Hierarchy of inductive bias: right rank alone → stalls. Right rank and right basis → 39×.

Stage 4 — Multi-operation mode switching is a distinct bottleneck

Can a single model switch bases based on an operation token [a, OP, b, =]? Even with a dual DFT loss that encourages concentration in both the natural Fourier basis (for +) and the discrete-log Fourier basis (for ·), a 1-layer model only reaches 16–26% per-operation accuracy — embeddings hit 77% dual concentration, but compute can’t exploit it.
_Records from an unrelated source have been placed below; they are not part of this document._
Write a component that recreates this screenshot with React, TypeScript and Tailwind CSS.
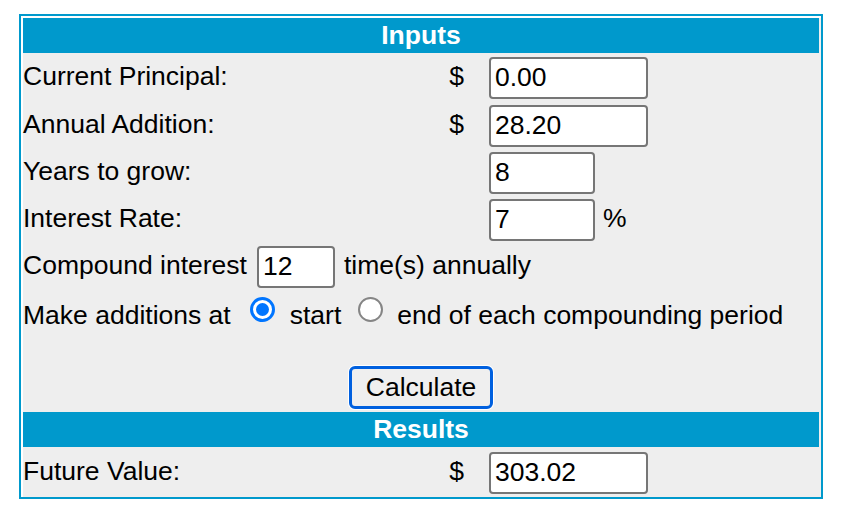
import React from "react";

const font = "font-['Liberation_Sans',Arial,sans-serif]";

function TextBox({ value, width }: { value: string; width: string }) {
  return (
    <div
      className={`${width} h-[42px] flex items-center bg-white border-2 border-[#767676] rounded-[4px] px-[4px] text-black`}
    >
      {value}
    </div>
  );
}

function Radio({ checked }: { checked?: boolean }) {
  if (checked) {
    return (
      <span className="inline-block align-baseline w-[25px] h-[25px] mb-[2px] p-[3px] rounded-full border-[3px] border-[#0075ff] bg-white">
        <span className="block w-[13px] h-[13px] rounded-full bg-[#0075ff]" />
      </span>
    );
  }
  return (
    <span className="inline-block align-baseline w-[25px] h-[25px] mb-[2px] rounded-full border-2 border-[#858585] bg-white" />
  );
}

function Band({ title }: { title: string }) {
  return (
    <div className="h-[35px] mr-[2px] bg-[#0099cc] text-white font-bold flex items-center justify-center">
      {title}
    </div>
  );
}

// label | "$" | input
function FieldRow({
  label,
  value,
  dollar,
  width,
  suffix,
  tall,
}: {
  label: string;
  value: string;
  dollar?: boolean;
  width: string;
  suffix?: string;
  tall?: boolean;
}) {
  return (
    <div className={`flex items-center ${tall ? "h-[48px] pb-[2px]" : "h-[47px] pb-[1px]"} pt-[4px]`}>
      <div className="w-[417px] pb-[2px]">{label}</div>
      <div className="w-[49px] pr-[25px] text-right pb-[2px]">{dollar ? "$" : ""}</div>
      <TextBox value={value} width={width} />
      {suffix && <span className="ml-[8px] pb-[2px]">{suffix}</span>}
    </div>
  );
}

export default function App() {
  return (
    <div className={`min-h-screen bg-white pt-[14px] pl-[19px] ${font} text-[26.5px] text-black`}>
      <div className="w-[804px] h-[485px] border-2 border-[#0099cc] bg-white">
        <div className="ml-[2px] mt-[2px] h-[479px] bg-[#eeeeee] flex flex-col">
          <Band title="Inputs" />

          <FieldRow label="Current Principal:" value="0.00" dollar width="w-[159px]" tall />
          <FieldRow label="Annual Addition:" value="28.20" dollar width="w-[159px]" />
          <FieldRow label="Years to grow:" value="8" width="w-[106px]" />
          <FieldRow label="Interest Rate:" value="7" width="w-[106px]" suffix="%" />

          <div className="flex items-center h-[47px] pt-[4px] pb-[1px]">
            <span className="pb-[2px]">Compound interest</span>
            <div className="ml-[10px] mr-[9px]">
              <TextBox value="12" width="w-[78px]" />
            </div>
            <span className="pb-[2px]">time(s) annually</span>
          </div>

          <div className="h-[47px] pt-[6px] leading-[40px] whitespace-nowrap">
            Make additions at
            <span className="ml-[19px] mr-[15px]">
              <Radio checked />
            </span>
            start
            <span className="ml-[17px] mr-[14px]">
              <Radio />
            </span>
            end of each compounding period
          </div>

          <div className="h-[76px] flex items-end justify-center pb-[3px]">
            <button className="w-[144px] h-[43px] mr-[2px] bg-[#efefef] border-[3px] border-[#0060df] rounded-[6px] ring-1 ring-white text-black leading-none">
              Calculate
            </button>
          </div>

          <Band title="Results" />

          <div className="flex items-center h-[50px] pt-[5px] pb-[3px]">
            <div className="w-[417px] pb-[2px]">Future Value:</div>
            <div className="w-[49px] pr-[25px] text-right pb-[2px]">$</div>
            <TextBox value="303.02" width="w-[159px]" />
          </div>
        </div>
      </div>
    </div>
  );
}
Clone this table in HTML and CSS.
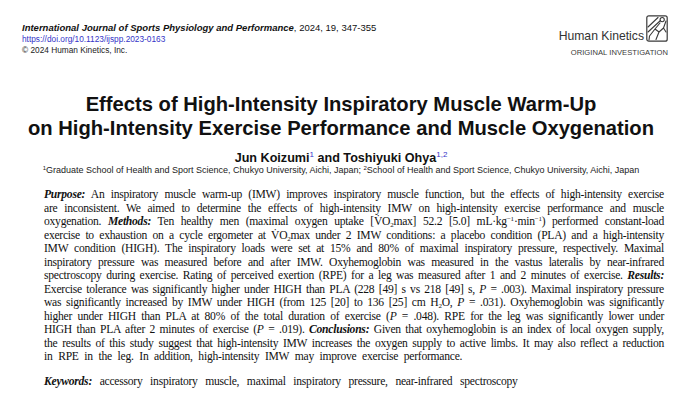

Two layers roughly double per-operation accuracy and show asymmetric learning (multiplication climbs to 63% while addition stalls at 33%), suggesting sequential rather than simultaneous algorithm discovery. λ=1 beats λ=10; too-strong regularization creates conflicting gradients. None reach full grokking on both operations within 200k epochs.

Condition Add acc Mul acc DFT nat DFT dlog Verdict
1L baseline 1.1% 4.7% 0.158 0.138 stalled
1L dual (λ=10) 25.7% 15.9% 0.776 0.768 embedding works, compute can’t switch
2L dual (λ=10) 35% 32% 0.776 0.762 better but stuck
2L dual (λ=1) 33% 63% 0.71 0.73 mul leads, add lags

What this gives me

A sharp picture of what grokking is and what it isn’t. The grokking transition is definable as a motion onto a specific low-dimensional manifold; that manifold is detectable with a cheap direction between grokked and memorized weights; naming it lets you skip most of training. The moment you strip away the basis information, acceleration becomes task-dependent or disappears — rank structure alone is not algorithm. And the algorithm-discovery process itself scales with architectural capacity: a single transformer block cannot hold two different Fourier algorithms conditioned on a token, even when its embeddings can.